Task prompt: Search the entries below. Return every line that has "this" in it.

Provided records:
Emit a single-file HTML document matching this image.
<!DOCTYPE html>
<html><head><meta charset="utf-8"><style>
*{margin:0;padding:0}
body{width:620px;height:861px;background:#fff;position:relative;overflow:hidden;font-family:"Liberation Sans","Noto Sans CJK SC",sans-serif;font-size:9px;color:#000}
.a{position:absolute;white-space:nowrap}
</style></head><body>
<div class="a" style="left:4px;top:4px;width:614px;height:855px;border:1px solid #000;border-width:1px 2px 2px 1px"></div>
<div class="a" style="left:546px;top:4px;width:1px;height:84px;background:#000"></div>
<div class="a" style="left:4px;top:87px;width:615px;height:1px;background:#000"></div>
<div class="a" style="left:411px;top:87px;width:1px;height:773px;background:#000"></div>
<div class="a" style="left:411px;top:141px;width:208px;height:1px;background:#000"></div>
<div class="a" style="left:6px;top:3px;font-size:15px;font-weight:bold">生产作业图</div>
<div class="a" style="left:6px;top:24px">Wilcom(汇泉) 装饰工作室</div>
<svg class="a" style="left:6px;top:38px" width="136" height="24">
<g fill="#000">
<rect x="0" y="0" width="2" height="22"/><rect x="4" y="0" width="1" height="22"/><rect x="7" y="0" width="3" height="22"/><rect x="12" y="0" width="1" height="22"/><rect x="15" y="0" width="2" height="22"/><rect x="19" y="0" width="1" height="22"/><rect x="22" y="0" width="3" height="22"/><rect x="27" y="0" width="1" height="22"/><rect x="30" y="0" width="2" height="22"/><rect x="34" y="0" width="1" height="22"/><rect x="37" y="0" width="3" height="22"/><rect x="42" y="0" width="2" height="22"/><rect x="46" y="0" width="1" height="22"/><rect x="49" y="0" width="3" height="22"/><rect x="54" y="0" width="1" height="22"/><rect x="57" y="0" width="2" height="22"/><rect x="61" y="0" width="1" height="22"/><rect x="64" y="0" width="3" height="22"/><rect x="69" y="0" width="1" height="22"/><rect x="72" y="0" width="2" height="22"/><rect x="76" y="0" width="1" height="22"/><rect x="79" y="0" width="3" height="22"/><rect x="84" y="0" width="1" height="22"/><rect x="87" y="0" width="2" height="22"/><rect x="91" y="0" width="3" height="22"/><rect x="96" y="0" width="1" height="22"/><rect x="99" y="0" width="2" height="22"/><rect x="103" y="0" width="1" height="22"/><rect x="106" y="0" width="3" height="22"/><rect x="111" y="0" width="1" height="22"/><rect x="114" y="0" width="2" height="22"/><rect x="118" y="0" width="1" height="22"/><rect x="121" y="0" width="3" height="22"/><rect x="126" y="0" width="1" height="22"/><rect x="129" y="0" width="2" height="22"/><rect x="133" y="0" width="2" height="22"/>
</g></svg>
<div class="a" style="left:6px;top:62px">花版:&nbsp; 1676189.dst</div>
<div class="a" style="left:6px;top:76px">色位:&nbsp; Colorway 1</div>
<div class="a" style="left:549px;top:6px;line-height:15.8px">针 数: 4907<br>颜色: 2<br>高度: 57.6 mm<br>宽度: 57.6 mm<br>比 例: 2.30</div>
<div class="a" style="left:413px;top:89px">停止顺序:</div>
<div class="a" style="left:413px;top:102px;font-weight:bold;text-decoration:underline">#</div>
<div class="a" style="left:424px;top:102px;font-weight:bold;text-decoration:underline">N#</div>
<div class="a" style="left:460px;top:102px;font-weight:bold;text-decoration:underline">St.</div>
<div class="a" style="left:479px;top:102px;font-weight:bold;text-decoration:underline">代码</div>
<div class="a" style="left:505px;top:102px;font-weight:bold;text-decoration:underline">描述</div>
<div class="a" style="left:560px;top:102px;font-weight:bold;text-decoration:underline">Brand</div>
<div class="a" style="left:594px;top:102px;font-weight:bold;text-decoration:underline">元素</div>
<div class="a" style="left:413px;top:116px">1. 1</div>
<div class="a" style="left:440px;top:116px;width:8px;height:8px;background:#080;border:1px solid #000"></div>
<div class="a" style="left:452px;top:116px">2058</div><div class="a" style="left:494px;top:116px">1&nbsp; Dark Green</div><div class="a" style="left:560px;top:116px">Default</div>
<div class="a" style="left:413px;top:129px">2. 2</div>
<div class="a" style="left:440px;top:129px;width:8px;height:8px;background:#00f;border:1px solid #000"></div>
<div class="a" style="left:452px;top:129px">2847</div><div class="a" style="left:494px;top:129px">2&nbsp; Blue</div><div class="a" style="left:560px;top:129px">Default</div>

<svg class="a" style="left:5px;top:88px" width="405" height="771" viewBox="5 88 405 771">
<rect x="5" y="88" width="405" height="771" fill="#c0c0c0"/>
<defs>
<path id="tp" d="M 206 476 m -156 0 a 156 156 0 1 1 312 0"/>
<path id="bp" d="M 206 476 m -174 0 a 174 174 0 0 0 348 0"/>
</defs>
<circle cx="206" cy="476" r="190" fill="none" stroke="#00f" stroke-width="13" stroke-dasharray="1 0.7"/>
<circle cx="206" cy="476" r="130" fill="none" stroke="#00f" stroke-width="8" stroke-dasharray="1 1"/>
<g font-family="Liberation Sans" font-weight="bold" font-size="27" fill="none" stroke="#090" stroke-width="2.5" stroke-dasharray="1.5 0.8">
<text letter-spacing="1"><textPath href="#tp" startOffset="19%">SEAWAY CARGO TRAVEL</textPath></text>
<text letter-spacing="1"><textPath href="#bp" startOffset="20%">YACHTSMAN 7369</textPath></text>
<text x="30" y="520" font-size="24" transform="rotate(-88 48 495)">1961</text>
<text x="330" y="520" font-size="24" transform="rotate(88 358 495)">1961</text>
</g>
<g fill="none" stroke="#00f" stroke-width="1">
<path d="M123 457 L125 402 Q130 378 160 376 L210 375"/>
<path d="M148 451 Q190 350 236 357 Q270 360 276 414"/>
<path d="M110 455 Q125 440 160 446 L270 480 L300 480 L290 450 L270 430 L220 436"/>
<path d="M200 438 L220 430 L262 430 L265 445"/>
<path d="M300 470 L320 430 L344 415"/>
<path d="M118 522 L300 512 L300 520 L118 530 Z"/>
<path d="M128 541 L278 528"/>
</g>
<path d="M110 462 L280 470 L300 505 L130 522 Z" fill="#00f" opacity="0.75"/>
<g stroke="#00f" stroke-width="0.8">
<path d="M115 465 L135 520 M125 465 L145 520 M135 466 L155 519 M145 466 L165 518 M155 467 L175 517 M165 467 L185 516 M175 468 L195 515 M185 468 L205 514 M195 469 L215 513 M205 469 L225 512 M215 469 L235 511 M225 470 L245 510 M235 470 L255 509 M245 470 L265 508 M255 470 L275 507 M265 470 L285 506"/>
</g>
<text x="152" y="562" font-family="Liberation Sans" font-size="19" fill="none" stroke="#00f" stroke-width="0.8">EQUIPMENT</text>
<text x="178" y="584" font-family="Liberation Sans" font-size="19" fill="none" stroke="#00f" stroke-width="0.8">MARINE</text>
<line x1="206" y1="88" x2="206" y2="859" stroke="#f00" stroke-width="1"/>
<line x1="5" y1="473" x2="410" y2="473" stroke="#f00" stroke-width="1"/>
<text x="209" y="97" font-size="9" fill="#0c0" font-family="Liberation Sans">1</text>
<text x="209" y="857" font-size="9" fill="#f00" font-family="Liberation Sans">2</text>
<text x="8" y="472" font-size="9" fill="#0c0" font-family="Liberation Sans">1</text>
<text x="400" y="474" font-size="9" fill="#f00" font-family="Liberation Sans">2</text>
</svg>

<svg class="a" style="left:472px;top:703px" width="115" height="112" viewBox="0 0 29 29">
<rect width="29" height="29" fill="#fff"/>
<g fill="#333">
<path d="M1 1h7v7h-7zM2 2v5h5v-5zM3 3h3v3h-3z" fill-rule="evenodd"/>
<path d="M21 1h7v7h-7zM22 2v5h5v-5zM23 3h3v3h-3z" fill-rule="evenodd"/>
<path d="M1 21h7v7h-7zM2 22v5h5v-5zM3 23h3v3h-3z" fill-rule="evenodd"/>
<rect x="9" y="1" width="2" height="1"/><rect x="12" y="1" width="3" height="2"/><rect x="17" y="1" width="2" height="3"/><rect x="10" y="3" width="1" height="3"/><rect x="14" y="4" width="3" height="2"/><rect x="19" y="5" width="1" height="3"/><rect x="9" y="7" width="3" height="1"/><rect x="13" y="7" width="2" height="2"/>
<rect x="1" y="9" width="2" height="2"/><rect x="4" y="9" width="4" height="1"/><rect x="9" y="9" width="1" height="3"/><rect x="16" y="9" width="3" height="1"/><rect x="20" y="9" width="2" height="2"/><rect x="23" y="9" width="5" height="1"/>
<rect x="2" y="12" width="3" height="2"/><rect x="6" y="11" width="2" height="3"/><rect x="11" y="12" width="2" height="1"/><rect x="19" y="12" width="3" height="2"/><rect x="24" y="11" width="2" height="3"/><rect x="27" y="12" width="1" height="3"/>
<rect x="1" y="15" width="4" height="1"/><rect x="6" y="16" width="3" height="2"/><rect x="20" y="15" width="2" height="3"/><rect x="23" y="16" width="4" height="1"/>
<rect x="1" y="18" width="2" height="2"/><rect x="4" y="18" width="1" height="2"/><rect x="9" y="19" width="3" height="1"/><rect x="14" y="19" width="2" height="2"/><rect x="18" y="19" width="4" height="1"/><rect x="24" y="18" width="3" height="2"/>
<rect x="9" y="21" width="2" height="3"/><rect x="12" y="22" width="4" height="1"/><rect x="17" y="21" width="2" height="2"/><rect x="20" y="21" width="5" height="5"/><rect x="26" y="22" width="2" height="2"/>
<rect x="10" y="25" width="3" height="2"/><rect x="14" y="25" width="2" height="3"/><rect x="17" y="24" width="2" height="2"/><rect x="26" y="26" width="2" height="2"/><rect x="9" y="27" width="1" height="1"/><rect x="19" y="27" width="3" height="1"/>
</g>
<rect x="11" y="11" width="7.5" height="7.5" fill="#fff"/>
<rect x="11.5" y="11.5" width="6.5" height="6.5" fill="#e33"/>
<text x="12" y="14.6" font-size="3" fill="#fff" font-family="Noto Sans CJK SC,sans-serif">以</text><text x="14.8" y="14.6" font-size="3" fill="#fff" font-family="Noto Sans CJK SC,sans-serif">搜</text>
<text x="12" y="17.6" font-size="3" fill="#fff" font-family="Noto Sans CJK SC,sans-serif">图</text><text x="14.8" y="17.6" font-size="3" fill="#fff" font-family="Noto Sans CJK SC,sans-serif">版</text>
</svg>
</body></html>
* * *
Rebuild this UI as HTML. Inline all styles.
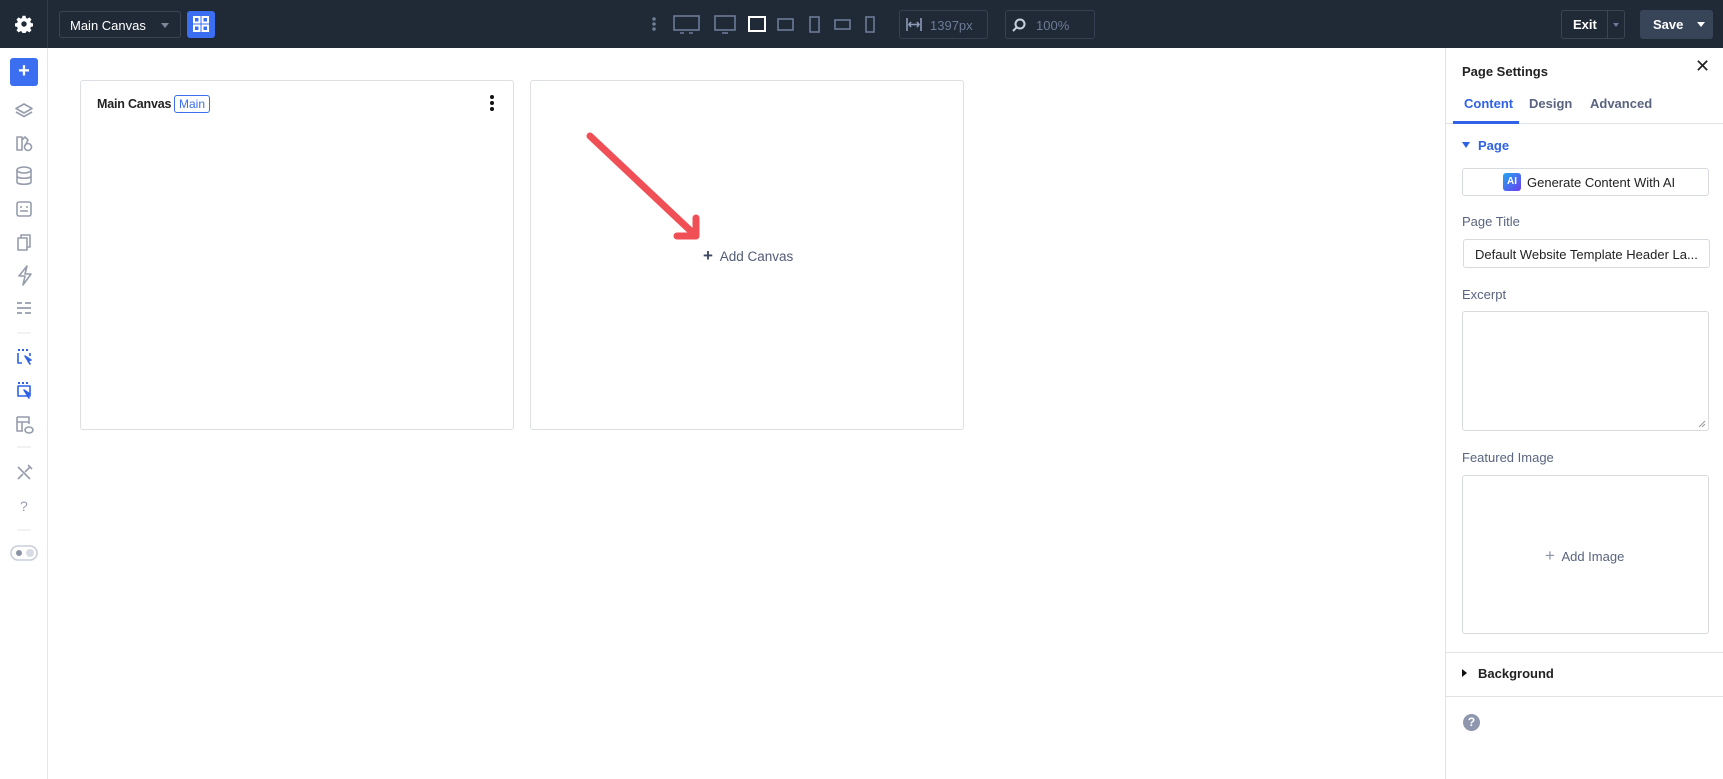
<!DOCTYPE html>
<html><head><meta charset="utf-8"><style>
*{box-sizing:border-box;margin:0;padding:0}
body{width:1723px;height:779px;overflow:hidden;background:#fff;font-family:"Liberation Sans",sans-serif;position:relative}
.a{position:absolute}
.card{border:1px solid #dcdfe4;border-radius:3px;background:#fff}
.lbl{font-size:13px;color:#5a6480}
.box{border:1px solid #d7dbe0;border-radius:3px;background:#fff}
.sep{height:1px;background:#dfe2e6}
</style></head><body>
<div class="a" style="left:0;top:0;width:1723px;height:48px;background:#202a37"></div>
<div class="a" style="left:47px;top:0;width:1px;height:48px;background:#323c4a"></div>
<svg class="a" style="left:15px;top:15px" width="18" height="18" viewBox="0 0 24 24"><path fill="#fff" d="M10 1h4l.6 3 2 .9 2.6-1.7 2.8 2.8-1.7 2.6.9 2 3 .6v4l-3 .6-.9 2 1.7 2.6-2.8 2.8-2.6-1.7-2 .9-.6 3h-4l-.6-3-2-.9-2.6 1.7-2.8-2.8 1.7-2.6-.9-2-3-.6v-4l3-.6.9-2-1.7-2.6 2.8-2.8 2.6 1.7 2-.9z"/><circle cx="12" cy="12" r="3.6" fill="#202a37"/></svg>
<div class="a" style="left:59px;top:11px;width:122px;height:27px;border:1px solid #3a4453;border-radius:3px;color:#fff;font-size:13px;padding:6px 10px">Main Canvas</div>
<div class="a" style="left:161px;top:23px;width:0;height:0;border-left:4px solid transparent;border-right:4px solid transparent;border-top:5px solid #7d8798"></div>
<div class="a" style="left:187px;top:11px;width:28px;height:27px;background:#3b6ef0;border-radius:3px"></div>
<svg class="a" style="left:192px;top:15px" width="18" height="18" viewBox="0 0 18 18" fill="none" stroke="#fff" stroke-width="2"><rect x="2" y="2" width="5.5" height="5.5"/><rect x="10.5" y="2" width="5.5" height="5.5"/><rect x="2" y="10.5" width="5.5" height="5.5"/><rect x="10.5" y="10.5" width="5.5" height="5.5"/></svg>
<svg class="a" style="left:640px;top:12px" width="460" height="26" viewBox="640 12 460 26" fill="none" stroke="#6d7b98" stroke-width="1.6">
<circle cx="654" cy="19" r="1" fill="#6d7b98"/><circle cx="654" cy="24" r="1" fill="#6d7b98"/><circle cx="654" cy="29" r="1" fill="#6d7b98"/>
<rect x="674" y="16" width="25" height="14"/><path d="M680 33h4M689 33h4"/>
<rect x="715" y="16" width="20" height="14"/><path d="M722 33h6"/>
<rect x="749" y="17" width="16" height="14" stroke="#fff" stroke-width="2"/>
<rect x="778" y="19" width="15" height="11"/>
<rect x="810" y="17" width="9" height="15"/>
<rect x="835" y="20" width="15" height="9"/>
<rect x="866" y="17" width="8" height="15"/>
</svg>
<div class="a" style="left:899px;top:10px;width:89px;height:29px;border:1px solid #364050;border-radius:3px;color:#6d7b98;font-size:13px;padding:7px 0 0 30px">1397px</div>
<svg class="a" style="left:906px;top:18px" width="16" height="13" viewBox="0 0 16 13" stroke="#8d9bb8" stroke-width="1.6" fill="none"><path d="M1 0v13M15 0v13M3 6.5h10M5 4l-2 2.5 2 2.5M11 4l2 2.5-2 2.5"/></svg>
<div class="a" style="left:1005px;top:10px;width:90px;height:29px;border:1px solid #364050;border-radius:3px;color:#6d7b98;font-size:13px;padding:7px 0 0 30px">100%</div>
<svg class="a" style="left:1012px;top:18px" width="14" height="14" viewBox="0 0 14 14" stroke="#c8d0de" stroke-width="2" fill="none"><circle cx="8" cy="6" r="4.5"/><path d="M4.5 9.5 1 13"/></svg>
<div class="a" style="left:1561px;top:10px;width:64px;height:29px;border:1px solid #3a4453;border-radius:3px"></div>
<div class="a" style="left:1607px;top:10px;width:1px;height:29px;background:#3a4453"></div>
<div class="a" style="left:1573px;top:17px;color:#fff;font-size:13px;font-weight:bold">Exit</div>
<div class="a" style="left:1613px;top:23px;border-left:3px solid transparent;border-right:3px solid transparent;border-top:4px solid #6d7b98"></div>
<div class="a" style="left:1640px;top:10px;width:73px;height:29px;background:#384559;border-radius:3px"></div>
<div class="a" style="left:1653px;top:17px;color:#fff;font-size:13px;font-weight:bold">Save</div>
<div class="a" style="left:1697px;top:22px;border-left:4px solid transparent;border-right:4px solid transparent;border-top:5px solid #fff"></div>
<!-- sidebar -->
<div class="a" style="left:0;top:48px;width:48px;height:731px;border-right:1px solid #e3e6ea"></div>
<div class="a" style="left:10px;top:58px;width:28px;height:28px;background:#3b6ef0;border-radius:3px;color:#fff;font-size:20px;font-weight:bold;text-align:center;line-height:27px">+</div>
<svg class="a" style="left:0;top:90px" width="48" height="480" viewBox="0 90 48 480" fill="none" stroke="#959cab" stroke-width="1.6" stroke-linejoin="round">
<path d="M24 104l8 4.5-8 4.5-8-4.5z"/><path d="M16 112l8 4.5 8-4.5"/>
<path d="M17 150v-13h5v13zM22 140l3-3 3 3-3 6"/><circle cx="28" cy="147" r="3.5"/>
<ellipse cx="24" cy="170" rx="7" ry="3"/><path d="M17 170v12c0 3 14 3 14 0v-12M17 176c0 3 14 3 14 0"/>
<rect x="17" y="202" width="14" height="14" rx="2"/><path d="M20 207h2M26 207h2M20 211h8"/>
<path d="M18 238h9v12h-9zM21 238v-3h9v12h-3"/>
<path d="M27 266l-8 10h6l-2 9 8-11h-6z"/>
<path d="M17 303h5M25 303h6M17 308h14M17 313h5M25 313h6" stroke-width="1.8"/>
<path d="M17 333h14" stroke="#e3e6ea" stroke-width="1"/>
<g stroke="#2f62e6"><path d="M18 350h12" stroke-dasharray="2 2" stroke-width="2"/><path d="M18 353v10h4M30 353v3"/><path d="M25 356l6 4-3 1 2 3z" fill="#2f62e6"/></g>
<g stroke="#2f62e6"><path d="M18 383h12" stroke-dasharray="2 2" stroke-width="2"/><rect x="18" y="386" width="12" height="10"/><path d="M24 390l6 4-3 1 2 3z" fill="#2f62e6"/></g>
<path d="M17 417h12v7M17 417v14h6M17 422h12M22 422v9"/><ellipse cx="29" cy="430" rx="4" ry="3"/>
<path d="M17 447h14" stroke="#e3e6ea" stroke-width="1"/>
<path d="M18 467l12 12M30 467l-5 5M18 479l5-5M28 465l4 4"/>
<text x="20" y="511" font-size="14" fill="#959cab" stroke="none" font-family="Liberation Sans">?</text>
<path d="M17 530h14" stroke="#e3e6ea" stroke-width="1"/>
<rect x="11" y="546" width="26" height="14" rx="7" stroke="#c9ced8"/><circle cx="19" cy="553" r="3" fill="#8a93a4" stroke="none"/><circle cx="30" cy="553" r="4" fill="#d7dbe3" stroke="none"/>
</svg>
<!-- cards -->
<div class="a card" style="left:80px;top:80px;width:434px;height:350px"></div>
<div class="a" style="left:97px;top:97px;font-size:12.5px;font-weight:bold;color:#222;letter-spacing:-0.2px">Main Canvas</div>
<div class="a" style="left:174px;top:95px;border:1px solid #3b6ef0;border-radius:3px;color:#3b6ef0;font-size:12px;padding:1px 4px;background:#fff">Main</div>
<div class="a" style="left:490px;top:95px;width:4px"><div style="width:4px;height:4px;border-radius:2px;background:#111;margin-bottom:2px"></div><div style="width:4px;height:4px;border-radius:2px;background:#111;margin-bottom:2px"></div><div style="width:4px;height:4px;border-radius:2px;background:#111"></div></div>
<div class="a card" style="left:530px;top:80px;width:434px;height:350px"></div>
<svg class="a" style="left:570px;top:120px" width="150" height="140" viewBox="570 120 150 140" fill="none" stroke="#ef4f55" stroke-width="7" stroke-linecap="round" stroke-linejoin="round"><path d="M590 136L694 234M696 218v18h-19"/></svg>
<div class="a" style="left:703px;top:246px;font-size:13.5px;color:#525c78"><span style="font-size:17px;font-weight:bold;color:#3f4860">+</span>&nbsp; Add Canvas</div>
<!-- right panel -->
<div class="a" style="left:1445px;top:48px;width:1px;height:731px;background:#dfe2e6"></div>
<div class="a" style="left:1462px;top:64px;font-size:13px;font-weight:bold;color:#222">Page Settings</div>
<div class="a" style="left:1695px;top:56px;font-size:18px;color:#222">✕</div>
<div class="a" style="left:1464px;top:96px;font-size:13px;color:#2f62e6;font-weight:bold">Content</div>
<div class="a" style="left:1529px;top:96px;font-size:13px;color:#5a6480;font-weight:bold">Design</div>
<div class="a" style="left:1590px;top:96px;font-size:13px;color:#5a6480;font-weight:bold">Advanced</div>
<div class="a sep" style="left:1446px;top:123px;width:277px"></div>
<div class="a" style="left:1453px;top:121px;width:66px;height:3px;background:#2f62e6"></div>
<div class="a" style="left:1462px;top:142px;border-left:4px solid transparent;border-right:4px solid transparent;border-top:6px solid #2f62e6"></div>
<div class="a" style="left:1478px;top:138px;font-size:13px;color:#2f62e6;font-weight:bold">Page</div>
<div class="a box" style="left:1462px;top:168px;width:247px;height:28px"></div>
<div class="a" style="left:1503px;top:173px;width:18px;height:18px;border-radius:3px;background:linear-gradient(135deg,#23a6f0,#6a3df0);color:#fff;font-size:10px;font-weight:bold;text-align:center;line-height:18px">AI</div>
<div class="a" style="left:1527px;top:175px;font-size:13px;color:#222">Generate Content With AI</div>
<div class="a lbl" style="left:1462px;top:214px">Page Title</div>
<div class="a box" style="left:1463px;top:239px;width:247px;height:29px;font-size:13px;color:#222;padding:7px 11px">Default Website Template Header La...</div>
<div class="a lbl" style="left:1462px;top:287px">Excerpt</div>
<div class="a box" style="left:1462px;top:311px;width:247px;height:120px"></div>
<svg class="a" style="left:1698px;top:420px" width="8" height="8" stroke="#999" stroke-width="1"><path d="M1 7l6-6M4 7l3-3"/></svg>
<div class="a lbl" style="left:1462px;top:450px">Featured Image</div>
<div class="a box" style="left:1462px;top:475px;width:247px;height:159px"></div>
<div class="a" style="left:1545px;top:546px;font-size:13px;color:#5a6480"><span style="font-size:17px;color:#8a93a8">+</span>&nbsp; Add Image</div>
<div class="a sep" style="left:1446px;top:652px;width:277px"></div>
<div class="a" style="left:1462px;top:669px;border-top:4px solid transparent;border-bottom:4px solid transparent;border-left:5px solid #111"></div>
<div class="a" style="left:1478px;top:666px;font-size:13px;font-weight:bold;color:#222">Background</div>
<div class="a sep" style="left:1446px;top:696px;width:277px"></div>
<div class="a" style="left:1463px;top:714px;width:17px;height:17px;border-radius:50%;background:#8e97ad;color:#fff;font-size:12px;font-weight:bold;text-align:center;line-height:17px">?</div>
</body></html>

Problem solution:
Emit a single-file HTML document matching this image.
Rebuild this UI as HTML. Inline all styles.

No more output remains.